Mais, s’ils sont si grands, n’est-ce point parce qu’ils furent inventeurs ?

Parce qu’ils marchèrent ?

Et si nous sommes petits, n’est-ce point parce que notre force s’est follement dépensée à les imiter, c’est-à-dire à reculer ?

Ce qui est grand chez nous, c’est l’art intermédiaire, parce qu’il fut inventé par nous.

Ce qui est grand chez nous, c’est la philosophie chrétienne, parce que c’est la philosophie vivante.

Et n’est-ce point extravagance, que de perdre les jours précieux d’un peuple à cette œuvre folle : galvaniser des cadavres ?

Telle est pourtant, dans l’art et ailleurs, l’unique occupation du matérialisme bourgeois.

Quand le bon M. Dulaure dit : « César fut un fléau, » cela signifie que César s’écarta des idées adorées par M. Dulaure, qu’il fit un pas énorme en avant.

Cela signifie que César, dégageant de l’anarchie aristocratique le principe d’autorité, fit Rome tout à coup grande comme le monde, et mit dans cette grandeur tant de bonheur, que la courte domination de ce fléau suffit à préparer le règne d’Auguste.

Lorsqu’Auguste vint, la place était faite, les obstacles immenses étaient aplanis.

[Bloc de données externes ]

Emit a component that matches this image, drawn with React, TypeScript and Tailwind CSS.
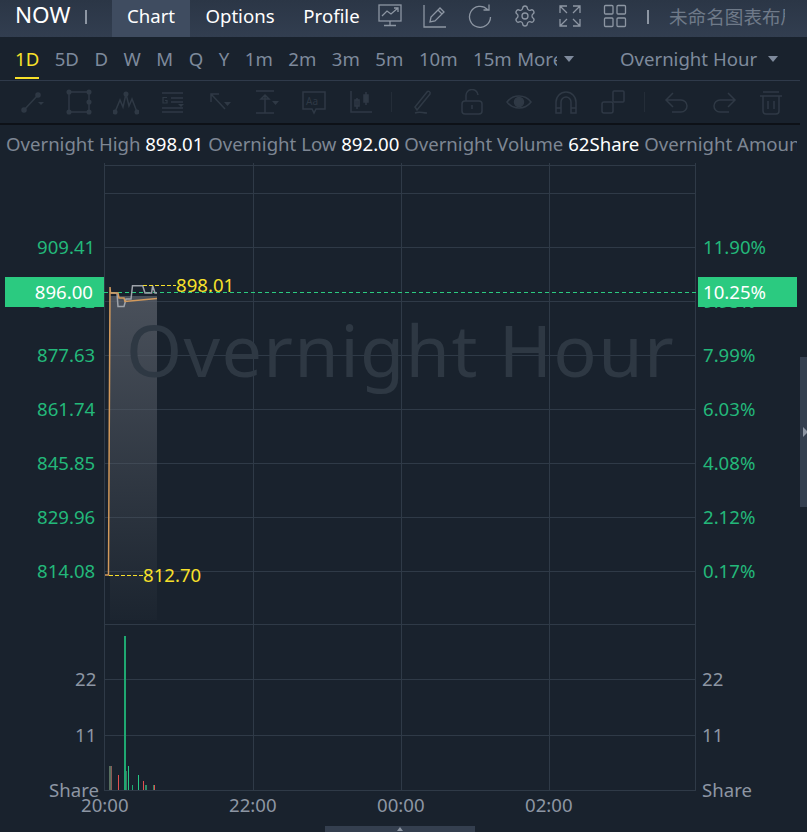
import { ReactNode } from "react";
import { Settings } from "lucide-react";

const periods = ["1D", "5D", "D", "W", "M", "Q", "Y", "1m", "2m", "3m", "5m", "10m", "15m"];
const leftPrices = [
  ["909.41", 247],
  ["893.52", 301],
  ["877.63", 355],
  ["861.74", 409],
  ["845.85", 463],
  ["829.96", 517],
  ["814.08", 571],
] as const;
const rightPcts = [
  ["11.90%", 247],
  ["9.95%", 301],
  ["7.99%", 355],
  ["6.03%", 409],
  ["4.08%", 463],
  ["2.12%", 517],
  ["0.17%", 571],
] as const;
const gridY = [165, 193, 247, 301, 355, 409, 463, 517, 571, 624, 679, 735, 790];
const gridX = [104, 253, 401, 549, 695];
// x, top, width, colour
const volumeBars: [number, number, number, string][] = [
  [109, 766, 2, "#56705f"],
  [111, 766, 1, "#8a5a56"],
  [118, 775, 1, "#e2504f"],
  [124, 636, 2, "#1fa871"],
  [126, 771, 1, "#3e7761"],
  [128, 766, 1, "#25c985"],
  [132, 785, 1, "#1fa871"],
  [138, 775, 1, "#25c985"],
  [143, 781, 1, "#e2504f"],
  [145, 785, 2, "#2f8c68"],
  [153, 785, 1, "#2f8c68"],
  [154, 785, 1, "#e2504f"],
];

function Label({ x, y, className, children }: { x: number; y: number; className: string; children: ReactNode }) {
  return (
    <span
      className={`absolute -translate-y-1/2 whitespace-nowrap leading-none ${className}`}
      style={{ left: x, top: y }}
    >
      {children}
    </span>
  );
}

function ToolIcon({ children }: { children: ReactNode }) {
  return (
    <div className="w-[47px] flex justify-center text-[#2f3945]">
      <svg width="26" height="26" viewBox="0 0 26 26" fill="none" stroke="currentColor" strokeWidth="1.5">
        {children}
      </svg>
    </div>
  );
}

function HeadIcon({ children }: { children: ReactNode }) {
  return (
    <svg width="24" height="24" viewBox="0 0 24 24" fill="none" stroke="currentColor" strokeWidth="1.3">
      {children}
    </svg>
  );
}

function Chart() {
  return (
    <div className="relative h-[669px] overflow-hidden">
      <svg className="absolute left-0 top-0" width="807" height="669" viewBox="0 163 807 669">
        {gridY.map((y) => (
          <line key={y} x1="104" x2="696" y1={y + 0.5} y2={y + 0.5} stroke="#2f3a47" />
        ))}
        {gridX.map((x) => (
          <line key={x} x1={x + 0.5} x2={x + 0.5} y1="163" y2="790" stroke="#2f3a47" />
        ))}
        <defs>
          <linearGradient id="area" x1="0" y1="0" x2="0" y2="1">
            <stop offset="0" stopColor="#5a606a" stopOpacity="0.75" />
            <stop offset="1" stopColor="#5a606a" stopOpacity="0.04" />
          </linearGradient>
        </defs>
        <path d="M110 296H157V620H110Z" fill="url(#area)" />
        <line x1="104" x2="696" y1="292.5" y2="292.5" stroke="#2bca80" strokeDasharray="4 3" />
        <path
          d="M111 293H117L118 306.5H124L126 299H131L132.5 285.7H142.7L145 293H151.6L152.7 285.7L155 293H157"
          fill="none"
          stroke="#9ea3aa"
          strokeWidth="1.5"
        />
        <path
          d="M105 575H108.5L110 287L110.5 293H118L119 298H124L125 301.5L157 298.5"
          fill="none"
          stroke="#d39a5c"
          strokeWidth="1.5"
        />
        <line x1="143" x2="176" y1="285.5" y2="285.5" stroke="#f7e02a" strokeDasharray="4 2" />
        <line x1="109" x2="143" y1="575.5" y2="575.5" stroke="#f7e02a" strokeDasharray="4 2" />
        {volumeBars.map(([x, top, w, color]) => (
          <rect key={x} x={x} y={top} width={w} height={790 - top} fill={color} />
        ))}
      </svg>

      <div className="absolute left-[126px] top-[150px] text-[72px] leading-none tracking-[1.3px] text-[#2e3843]">
        Overnight Hour
      </div>

      {leftPrices.map(([text, y]) => (
        <Label key={text} x={37} y={y - 163} className="text-[#23b87a]">
          {text}
        </Label>
      ))}
      {rightPcts.map(([text, y]) => (
        <Label key={text} x={703} y={y - 163} className="text-[#23b87a]">
          {text}
        </Label>
      ))}

      <Label x={176} y={122} className="text-[#f7e02a]">898.01</Label>
      <Label x={143} y={412} className="text-[#f7e02a]">812.70</Label>

      <div className="absolute left-[5px] top-[114px] w-[99px] h-[30px] bg-[#2bca80] text-white flex items-center justify-end pr-[11px]">
        896.00
      </div>
      <div className="absolute left-[698px] top-[114px] w-[99px] h-[30px] bg-[#2bca80] text-white flex items-center pl-[5px]">
        10.25%
      </div>

      <Label x={75} y={516} className="text-[#8d96a3]">22</Label>
      <Label x={75} y={572} className="text-[#8d96a3]">11</Label>
      <Label x={49} y={627} className="text-[#8d96a3]">Share</Label>
      <Label x={702} y={516} className="text-[#8d96a3]">22</Label>
      <Label x={702} y={572} className="text-[#8d96a3]">11</Label>
      <Label x={702} y={627} className="text-[#8d96a3]">Share</Label>

      <Label x={81} y={642} className="text-[#8d96a3]">20:00</Label>
      <Label x={229} y={642} className="text-[#8d96a3]">22:00</Label>
      <Label x={377} y={642} className="text-[#8d96a3]">00:00</Label>
      <Label x={525} y={642} className="text-[#8d96a3]">02:00</Label>

      <div className="absolute left-[800px] top-[194px] w-[7px] h-[150px] bg-[#343f4f]">
        <div className="absolute left-[3px] top-[70px] w-0 h-0 border-y-[5px] border-y-transparent border-l-[5px] border-l-[#8d96a3]" />
      </div>
      <div className="absolute left-[325px] top-[663px] w-[150px] h-[6px] bg-[#343f4f]">
        <div className="absolute left-[72px] top-[1px] w-0 h-0 border-x-[3px] border-x-transparent border-b-[4px] border-b-[#8d96a3]" />
      </div>
    </div>
  );
}

export default function App() {
  return (
    <div
      className="w-[807px] h-[832px] overflow-hidden bg-[#19222d] text-[18.6px]"
      style={{ fontFamily: '"Noto Sans", "Noto Sans CJK SC", sans-serif' }}
    >
      {/* top tabs */}
      <div className="h-[37px] bg-gradient-to-b from-[#2b3646] to-[#323e50] flex items-center text-white">
        <div className="w-[112px] flex items-center pl-[15px] pb-[6px]">
          <span className="text-[22.5px] leading-none">NOW</span>
          <span className="ml-[15px] mt-[2px] w-[2px] h-[14px] bg-[#8d96a3]" />
        </div>
        <div className="h-full w-[78px] bg-[#3f4c60] flex items-center justify-center pb-[6px]">Chart</div>
        <div className="w-[100px] text-center pb-[6px]">Options</div>
        <div className="w-[83px] text-center pb-[6px]">Profile</div>
        <div className="flex items-center gap-[21px] text-[#8d96a3] ml-[5px] pb-[6px]">
          <HeadIcon>
            <rect x="1" y="1" width="22" height="16" />
            <path d="M4 12L9 7L13 10L20 4M16 4H20V8M12 17V21M6 21.5H18" />
          </HeadIcon>
          <HeadIcon>
            <path d="M1 1V23H23M7 18L8 13L17 4L21 8L12 17ZM15 6L19 10" />
          </HeadIcon>
          <HeadIcon>
            <path d="M19.5 5.5A10.5 10.5 0 1 0 22.5 13M21 0.5V6H15.5" />
          </HeadIcon>
          <Settings size={24} strokeWidth={1.3} />
          <HeadIcon>
            <path d="M2 9V2H9M2 2L9 9M15 2H22V9M22 2L15 9M2 15V22H9M2 22L9 15M22 15V22H15M22 22L15 15" />
          </HeadIcon>
          <HeadIcon>
            <rect x="1.5" y="1.5" width="8.5" height="8.5" rx="1" />
            <rect x="14" y="1.5" width="8.5" height="8.5" rx="1" />
            <rect x="1.5" y="14" width="8.5" height="8.5" rx="1" />
            <rect x="14" y="14" width="8.5" height="8.5" rx="1" />
          </HeadIcon>
        </div>
        <span className="ml-[20px] mb-[3px] w-[2px] h-[14px] bg-[#8d96a3]" />
        <div className="ml-[20px] w-[116px] overflow-hidden whitespace-nowrap text-[#6f7a89] pb-[3px]">
          未命名图表布局
        </div>
      </div>

      {/* periods */}
      <div className="h-[44px] border-b border-[#2f3a4a] mr-[7px] pt-[1px] flex items-center text-[#7e8a9c] relative">
        <div className="flex items-center pl-[15px] gap-[15.5px]">
          {periods.map((p, i) => (
            <span key={p} className={i === 0 ? "text-[#f7e02a] relative" : ""}>
              {p}
              {i === 0 && (
                <span className="absolute left-0 right-0 top-[32px] h-[2px] bg-[#f7e02a]" />
              )}
            </span>
          ))}
          <span className="flex items-center w-[68px] -ml-[10px]">
            <span className="w-[40px] overflow-hidden">More</span>
            <span className="ml-[7px] w-0 h-0 border-x-[5px] border-x-transparent border-t-[6px] border-t-[#7e8a9c]" />
          </span>
        </div>
        <div className="absolute left-[620px] flex items-center">
          <span>Overnight Hour</span>
          <span className="ml-[11px] w-0 h-0 border-x-[5px] border-x-transparent border-t-[6px] border-t-[#7e8a9c]" />
        </div>
      </div>

      {/* drawing tools, disabled */}
      <div className="h-[44px] border-b-2 border-[#0d1117] mr-[7px] flex items-center pl-[8px]">
        <ToolIcon>
          <path d="M5 21L19 6" />
          <circle cx="5" cy="21" r="2" fill="currentColor" />
          <circle cx="19" cy="6" r="2" fill="currentColor" />
          <path d="M19 13H25L22 16Z" fill="currentColor" stroke="none" />
        </ToolIcon>
        <ToolIcon>
          <rect x="3" y="3" width="20" height="20" />
          <circle cx="3" cy="3" r="1.8" fill="currentColor" />
          <circle cx="23" cy="3" r="1.8" fill="currentColor" />
          <circle cx="3" cy="23" r="1.8" fill="currentColor" />
          <circle cx="23" cy="23" r="1.8" fill="currentColor" />
          <circle cx="23" cy="13" r="1.8" fill="currentColor" />
        </ToolIcon>
        <ToolIcon>
          <path d="M2 23L7 11L10 18L13 5L16 17L19 10L24 23" />
          <circle cx="2" cy="23" r="1.8" fill="currentColor" />
          <circle cx="13" cy="5" r="1.8" fill="currentColor" />
          <circle cx="24" cy="23" r="1.8" fill="currentColor" />
        </ToolIcon>
        <ToolIcon>
          <path d="M2 4H23M11 9H23M11 13H23M2 19H23M2 23H23" />
          <path d="M7 8.5H3V14H7V11.5H5" strokeWidth="1.2" />
          <path d="M18 15H24L21 18Z" fill="currentColor" stroke="none" />
        </ToolIcon>
        <ToolIcon>
          <path d="M18 20L4 5M4 13V5H12" />
          <path d="M17 13H24L20.5 17Z" fill="currentColor" stroke="none" />
        </ToolIcon>
        <ToolIcon>
          <path d="M2 2H20M2 24H20M11 6V24M7 10L11 6L15 10Z" />
          <path d="M18 12H25L21.5 16Z" fill="currentColor" stroke="none" />
        </ToolIcon>
        <ToolIcon>
          <path d="M2 3H24V20H15L13 24L11 20H2Z" />
          <text x="5" y="16" fontSize="10" fill="currentColor" stroke="none">Aa</text>
        </ToolIcon>
        <ToolIcon>
          <path d="M3 2V23H24M9 9V20M18 3V16" />
          <rect x="7" y="11" width="4" height="6" />
          <rect x="16" y="6" width="4" height="7" fill="currentColor" />
        </ToolIcon>
        <span className="ml-[7px] mr-[9px] w-px h-5 bg-[#242d38]" />
        <ToolIcon>
          <path d="M3 18L5 21L18 5C19 3 16 1 15 3L3 18ZM3 24C8 22 10 24 15 24" />
        </ToolIcon>
        <ToolIcon>
          <rect x="3" y="12" width="20" height="13" rx="3" />
          <path d="M7 12V7A6 6 0 0 1 19 6M13 16V20" />
        </ToolIcon>
        <ToolIcon>
          <path d="M1 13C7 5 19 5 25 13C19 21 7 21 1 13Z" />
          <circle cx="13" cy="13" r="4.5" fill="currentColor" />
        </ToolIcon>
        <ToolIcon>
          <path d="M3 24V13A10 10 0 0 1 23 13V24H18V13A5 5 0 0 0 8 13V24ZM3 19H8M18 19H23" />
        </ToolIcon>
        <ToolIcon>
          <rect x="2" y="13" width="11" height="11" rx="2" />
          <rect x="13" y="2" width="11" height="11" rx="1" />
        </ToolIcon>
        <span className="ml-[8px] mr-[8px] w-px h-5 bg-[#242d38]" />
        <ToolIcon>
          <path d="M9 4L2 11L9 18M2 11H17A6 6 0 0 1 17 23H8" />
        </ToolIcon>
        <ToolIcon>
          <path d="M17 4L24 11L17 18M24 11H9A6 6 0 0 0 9 23H18" />
        </ToolIcon>
        <ToolIcon>
          <path d="M5 3H21M2 7H24M5 7V22A3 3 0 0 0 8 25H18A3 3 0 0 0 21 22V7M10 12V20M16 12V20" />
        </ToolIcon>
      </div>

      {/* overnight stats */}
      <div className="h-[38px] flex items-center pl-[6px]">
        <div className="w-[791px] overflow-hidden whitespace-nowrap text-[#7e8794]">
          Overnight High&nbsp;<span className="text-white">898.01</span>&nbsp;Overnight Low&nbsp;<span className="text-white">892.00</span>&nbsp;Overnight Volume&nbsp;<span className="text-white">62Share</span>&nbsp;Overnight Amount
        </div>
      </div>

      <Chart />
    </div>
  );
}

Auguste, esprit médiocre et raisonneur, n’eut qu’à s’asseoir sur le trône établi solidement ; car le triumvirat et les guerres contre Antoine ivre étaient des exploits à sa taille.

Et ce qui restait de l’élan imprimé par César éleva ce règne d’un esprit secondaire et rusé à la hauteur d’une merveille historique.

Quand M. Dulaure dit, au contraire, que Julien l’Apostat fut un sage cela signifie que Julien, ramant contre le cours des siècles et soufflant de tous ses poumons sur les flambeaux allumés du christianisme, revenait aux puériles croyances des païens.